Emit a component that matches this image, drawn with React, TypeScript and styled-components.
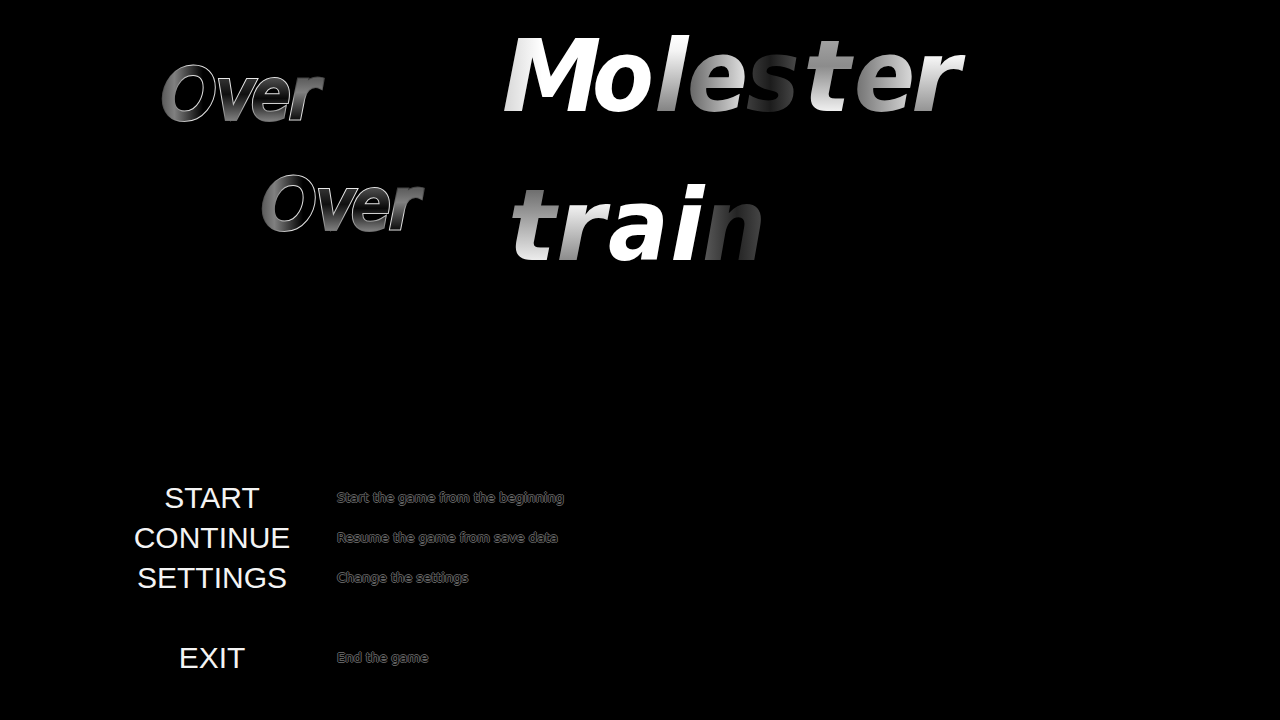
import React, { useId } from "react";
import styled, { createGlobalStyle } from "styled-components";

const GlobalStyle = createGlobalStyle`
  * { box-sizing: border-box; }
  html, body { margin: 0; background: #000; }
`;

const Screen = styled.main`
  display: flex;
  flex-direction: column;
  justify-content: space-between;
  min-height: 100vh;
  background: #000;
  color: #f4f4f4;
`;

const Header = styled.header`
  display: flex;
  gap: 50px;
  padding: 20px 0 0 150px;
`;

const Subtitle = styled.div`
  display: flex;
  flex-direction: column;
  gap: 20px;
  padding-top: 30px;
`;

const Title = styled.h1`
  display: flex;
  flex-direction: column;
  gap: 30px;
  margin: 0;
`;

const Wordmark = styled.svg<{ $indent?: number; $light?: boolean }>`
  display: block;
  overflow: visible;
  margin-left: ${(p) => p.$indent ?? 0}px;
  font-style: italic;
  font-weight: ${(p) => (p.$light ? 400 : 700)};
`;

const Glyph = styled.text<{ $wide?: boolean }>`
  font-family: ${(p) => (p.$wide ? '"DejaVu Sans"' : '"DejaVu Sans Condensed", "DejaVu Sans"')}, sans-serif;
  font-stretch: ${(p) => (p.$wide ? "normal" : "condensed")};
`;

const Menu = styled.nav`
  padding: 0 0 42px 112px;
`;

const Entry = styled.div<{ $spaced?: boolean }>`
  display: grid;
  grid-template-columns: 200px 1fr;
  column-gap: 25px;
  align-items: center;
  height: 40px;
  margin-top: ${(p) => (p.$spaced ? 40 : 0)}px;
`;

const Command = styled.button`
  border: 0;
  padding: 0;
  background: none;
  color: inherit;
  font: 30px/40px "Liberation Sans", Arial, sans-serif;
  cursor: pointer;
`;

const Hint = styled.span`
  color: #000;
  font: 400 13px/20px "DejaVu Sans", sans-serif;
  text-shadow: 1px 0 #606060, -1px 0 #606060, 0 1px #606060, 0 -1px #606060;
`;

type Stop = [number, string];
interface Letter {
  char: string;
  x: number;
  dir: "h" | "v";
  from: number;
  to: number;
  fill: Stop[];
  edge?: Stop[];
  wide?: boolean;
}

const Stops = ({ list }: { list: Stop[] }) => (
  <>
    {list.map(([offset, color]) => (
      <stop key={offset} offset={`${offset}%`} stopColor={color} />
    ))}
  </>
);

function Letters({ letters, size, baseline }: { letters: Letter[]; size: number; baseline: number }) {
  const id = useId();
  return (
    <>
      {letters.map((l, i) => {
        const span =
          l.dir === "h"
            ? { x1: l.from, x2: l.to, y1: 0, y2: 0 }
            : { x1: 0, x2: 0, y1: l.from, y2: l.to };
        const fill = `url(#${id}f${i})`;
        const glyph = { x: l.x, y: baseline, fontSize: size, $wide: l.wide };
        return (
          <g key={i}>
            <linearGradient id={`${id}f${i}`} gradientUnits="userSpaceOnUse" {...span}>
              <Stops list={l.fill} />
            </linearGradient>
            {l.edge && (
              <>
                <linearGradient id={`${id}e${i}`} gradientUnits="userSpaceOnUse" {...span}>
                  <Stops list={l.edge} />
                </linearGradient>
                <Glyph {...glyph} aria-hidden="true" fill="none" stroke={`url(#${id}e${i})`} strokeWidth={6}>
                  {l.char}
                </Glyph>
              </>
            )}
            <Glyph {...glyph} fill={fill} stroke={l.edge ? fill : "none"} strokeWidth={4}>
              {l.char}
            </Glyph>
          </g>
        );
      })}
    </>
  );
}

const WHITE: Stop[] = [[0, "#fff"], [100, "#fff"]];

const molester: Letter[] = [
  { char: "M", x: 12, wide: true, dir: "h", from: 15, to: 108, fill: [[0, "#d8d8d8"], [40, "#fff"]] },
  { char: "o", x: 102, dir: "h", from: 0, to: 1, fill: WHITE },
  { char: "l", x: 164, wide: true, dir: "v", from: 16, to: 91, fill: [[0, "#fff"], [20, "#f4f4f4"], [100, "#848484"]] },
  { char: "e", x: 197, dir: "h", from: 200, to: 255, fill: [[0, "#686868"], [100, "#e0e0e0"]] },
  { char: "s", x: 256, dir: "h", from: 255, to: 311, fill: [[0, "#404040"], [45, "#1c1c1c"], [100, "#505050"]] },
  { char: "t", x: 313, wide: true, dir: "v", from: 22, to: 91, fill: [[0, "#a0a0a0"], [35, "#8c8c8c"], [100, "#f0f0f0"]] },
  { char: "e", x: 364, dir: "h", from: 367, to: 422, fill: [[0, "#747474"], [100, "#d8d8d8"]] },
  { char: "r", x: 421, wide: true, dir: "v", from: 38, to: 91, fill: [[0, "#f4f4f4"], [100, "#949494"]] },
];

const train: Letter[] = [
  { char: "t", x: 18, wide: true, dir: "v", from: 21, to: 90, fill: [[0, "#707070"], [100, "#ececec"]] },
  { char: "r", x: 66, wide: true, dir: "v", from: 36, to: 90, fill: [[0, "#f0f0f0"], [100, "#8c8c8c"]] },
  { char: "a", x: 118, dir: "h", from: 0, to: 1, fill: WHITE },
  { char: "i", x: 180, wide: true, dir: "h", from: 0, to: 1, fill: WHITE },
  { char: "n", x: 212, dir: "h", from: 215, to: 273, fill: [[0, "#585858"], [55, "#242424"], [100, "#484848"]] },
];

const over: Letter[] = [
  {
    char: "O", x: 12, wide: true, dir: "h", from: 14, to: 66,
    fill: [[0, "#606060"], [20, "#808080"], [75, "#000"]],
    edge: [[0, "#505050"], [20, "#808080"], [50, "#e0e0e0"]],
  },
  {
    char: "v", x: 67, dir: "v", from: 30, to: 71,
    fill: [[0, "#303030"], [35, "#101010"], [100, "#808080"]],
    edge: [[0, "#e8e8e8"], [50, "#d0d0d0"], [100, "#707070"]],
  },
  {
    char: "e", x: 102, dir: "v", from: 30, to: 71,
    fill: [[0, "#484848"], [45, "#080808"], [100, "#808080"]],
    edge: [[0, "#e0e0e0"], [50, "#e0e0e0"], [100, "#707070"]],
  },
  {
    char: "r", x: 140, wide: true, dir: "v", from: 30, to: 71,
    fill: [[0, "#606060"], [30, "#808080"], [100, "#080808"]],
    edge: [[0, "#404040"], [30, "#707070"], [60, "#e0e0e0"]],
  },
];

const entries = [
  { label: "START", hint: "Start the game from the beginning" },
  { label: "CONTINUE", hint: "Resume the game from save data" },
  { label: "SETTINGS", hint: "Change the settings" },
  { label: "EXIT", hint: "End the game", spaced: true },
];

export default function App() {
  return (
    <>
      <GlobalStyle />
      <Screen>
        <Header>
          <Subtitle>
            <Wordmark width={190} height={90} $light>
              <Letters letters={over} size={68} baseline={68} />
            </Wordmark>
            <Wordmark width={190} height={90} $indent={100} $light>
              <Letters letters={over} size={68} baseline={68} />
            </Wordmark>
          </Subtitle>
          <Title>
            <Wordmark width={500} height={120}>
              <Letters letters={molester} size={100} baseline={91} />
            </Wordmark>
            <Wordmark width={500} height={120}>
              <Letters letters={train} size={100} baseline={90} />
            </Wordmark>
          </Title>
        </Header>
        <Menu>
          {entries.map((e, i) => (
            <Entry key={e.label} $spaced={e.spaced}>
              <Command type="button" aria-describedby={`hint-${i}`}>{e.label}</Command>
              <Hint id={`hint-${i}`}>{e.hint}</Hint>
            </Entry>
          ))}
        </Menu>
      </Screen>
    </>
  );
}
++++++
Task to carry out: Write out the listing above exactly as it stands, pictures excluded.

Answer to the exercise:
Emit a component that matches this image, drawn with React, TypeScript and styled-components.
import React, { useId } from "react";
import styled, { createGlobalStyle } from "styled-components";

const GlobalStyle = createGlobalStyle`
  * { box-sizing: border-box; }
  html, body { margin: 0; background: #000; }
`;

const Screen = styled.main`
  display: flex;
  flex-direction: column;
  justify-content: space-between;
  min-height: 100vh;
  background: #000;
  color: #f4f4f4;
`;

const Header = styled.header`
  display: flex;
  gap: 50px;
  padding: 20px 0 0 150px;
`;

const Subtitle = styled.div`
  display: flex;
  flex-direction: column;
  gap: 20px;
  padding-top: 30px;
`;

const Title = styled.h1`
  display: flex;
  flex-direction: column;
  gap: 30px;
  margin: 0;
`;

const Wordmark = styled.svg<{ $indent?: number; $light?: boolean }>`
  display: block;
  overflow: visible;
  margin-left: ${(p) => p.$indent ?? 0}px;
  font-style: italic;
  font-weight: ${(p) => (p.$light ? 400 : 700)};
`;

const Glyph = styled.text<{ $wide?: boolean }>`
  font-family: ${(p) => (p.$wide ? '"DejaVu Sans"' : '"DejaVu Sans Condensed", "DejaVu Sans"')}, sans-serif;
  font-stretch: ${(p) => (p.$wide ? "normal" : "condensed")};
`;

const Menu = styled.nav`
  padding: 0 0 42px 112px;
`;

const Entry = styled.div<{ $spaced?: boolean }>`
  display: grid;
  grid-template-columns: 200px 1fr;
  column-gap: 25px;
  align-items: center;
  height: 40px;
  margin-top: ${(p) => (p.$spaced ? 40 : 0)}px;
`;

const Command = styled.button`
  border: 0;
  padding: 0;
  background: none;
  color: inherit;
  font: 30px/40px "Liberation Sans", Arial, sans-serif;
  cursor: pointer;
`;

const Hint = styled.span`
  color: #000;
  font: 400 13px/20px "DejaVu Sans", sans-serif;
  text-shadow: 1px 0 #606060, -1px 0 #606060, 0 1px #606060, 0 -1px #606060;
`;

type Stop = [number, string];
interface Letter {
  char: string;
  x: number;
  dir: "h" | "v";
  from: number;
  to: number;
  fill: Stop[];
  edge?: Stop[];
  wide?: boolean;
}

const Stops = ({ list }: { list: Stop[] }) => (
  <>
    {list.map(([offset, color]) => (
      <stop key={offset} offset={`${offset}%`} stopColor={color} />
    ))}
  </>
);

function Letters({ letters, size, baseline }: { letters: Letter[]; size: number; baseline: number }) {
  const id = useId();
  return (
    <>
      {letters.map((l, i) => {
        const span =
          l.dir === "h"
            ? { x1: l.from, x2: l.to, y1: 0, y2: 0 }
            : { x1: 0, x2: 0, y1: l.from, y2: l.to };
        const fill = `url(#${id}f${i})`;
        const glyph = { x: l.x, y: baseline, fontSize: size, $wide: l.wide };
        return (
          <g key={i}>
            <linearGradient id={`${id}f${i}`} gradientUnits="userSpaceOnUse" {...span}>
              <Stops list={l.fill} />
            </linearGradient>
            {l.edge && (
              <>
                <linearGradient id={`${id}e${i}`} gradientUnits="userSpaceOnUse" {...span}>
                  <Stops list={l.edge} />
                </linearGradient>
                <Glyph {...glyph} aria-hidden="true" fill="none" stroke={`url(#${id}e${i})`} strokeWidth={6}>
                  {l.char}
                </Glyph>
              </>
            )}
            <Glyph {...glyph} fill={fill} stroke={l.edge ? fill : "none"} strokeWidth={4}>
              {l.char}
            </Glyph>
          </g>
        );
      })}
    </>
  );
}

const WHITE: Stop[] = [[0, "#fff"], [100, "#fff"]];

const molester: Letter[] = [
  { char: "M", x: 12, wide: true, dir: "h", from: 15, to: 108, fill: [[0, "#d8d8d8"], [40, "#fff"]] },
  { char: "o", x: 102, dir: "h", from: 0, to: 1, fill: WHITE },
  { char: "l", x: 164, wide: true, dir: "v", from: 16, to: 91, fill: [[0, "#fff"], [20, "#f4f4f4"], [100, "#848484"]] },
  { char: "e", x: 197, dir: "h", from: 200, to: 255, fill: [[0, "#686868"], [100, "#e0e0e0"]] },
  { char: "s", x: 256, dir: "h", from: 255, to: 311, fill: [[0, "#404040"], [45, "#1c1c1c"], [100, "#505050"]] },
  { char: "t", x: 313, wide: true, dir: "v", from: 22, to: 91, fill: [[0, "#a0a0a0"], [35, "#8c8c8c"], [100, "#f0f0f0"]] },
  { char: "e", x: 364, dir: "h", from: 367, to: 422, fill: [[0, "#747474"], [100, "#d8d8d8"]] },
  { char: "r", x: 421, wide: true, dir: "v", from: 38, to: 91, fill: [[0, "#f4f4f4"], [100, "#949494"]] },
];

const train: Letter[] = [
  { char: "t", x: 18, wide: true, dir: "v", from: 21, to: 90, fill: [[0, "#707070"], [100, "#ececec"]] },
  { char: "r", x: 66, wide: true, dir: "v", from: 36, to: 90, fill: [[0, "#f0f0f0"], [100, "#8c8c8c"]] },
  { char: "a", x: 118, dir: "h", from: 0, to: 1, fill: WHITE },
  { char: "i", x: 180, wide: true, dir: "h", from: 0, to: 1, fill: WHITE },
  { char: "n", x: 212, dir: "h", from: 215, to: 273, fill: [[0, "#585858"], [55, "#242424"], [100, "#484848"]] },
];

const over: Letter[] = [
  {
    char: "O", x: 12, wide: true, dir: "h", from: 14, to: 66,
    fill: [[0, "#606060"], [20, "#808080"], [75, "#000"]],
    edge: [[0, "#505050"], [20, "#808080"], [50, "#e0e0e0"]],
  },
  {
    char: "v", x: 67, dir: "v", from: 30, to: 71,
    fill: [[0, "#303030"], [35, "#101010"], [100, "#808080"]],
    edge: [[0, "#e8e8e8"], [50, "#d0d0d0"], [100, "#707070"]],
  },
  {
    char: "e", x: 102, dir: "v", from: 30, to: 71,
    fill: [[0, "#484848"], [45, "#080808"], [100, "#808080"]],
    edge: [[0, "#e0e0e0"], [50, "#e0e0e0"], [100, "#707070"]],
  },
  {
    char: "r", x: 140, wide: true, dir: "v", from: 30, to: 71,
    fill: [[0, "#606060"], [30, "#808080"], [100, "#080808"]],
    edge: [[0, "#404040"], [30, "#707070"], [60, "#e0e0e0"]],
  },
];

const entries = [
  { label: "START", hint: "Start the game from the beginning" },
  { label: "CONTINUE", hint: "Resume the game from save data" },
  { label: "SETTINGS", hint: "Change the settings" },
  { label: "EXIT", hint: "End the game", spaced: true },
];

export default function App() {
  return (
    <>
      <GlobalStyle />
      <Screen>
        <Header>
          <Subtitle>
            <Wordmark width={190} height={90} $light>
              <Letters letters={over} size={68} baseline={68} />
            </Wordmark>
            <Wordmark width={190} height={90} $indent={100} $light>
              <Letters letters={over} size={68} baseline={68} />
            </Wordmark>
          </Subtitle>
          <Title>
            <Wordmark width={500} height={120}>
              <Letters letters={molester} size={100} baseline={91} />
            </Wordmark>
            <Wordmark width={500} height={120}>
              <Letters letters={train} size={100} baseline={90} />
            </Wordmark>
          </Title>
        </Header>
        <Menu>
          {entries.map((e, i) => (
            <Entry key={e.label} $spaced={e.spaced}>
              <Command type="button" aria-describedby={`hint-${i}`}>{e.label}</Command>
              <Hint id={`hint-${i}`}>{e.hint}</Hint>
            </Entry>
          ))}
        </Menu>
      </Screen>
    </>
  );
}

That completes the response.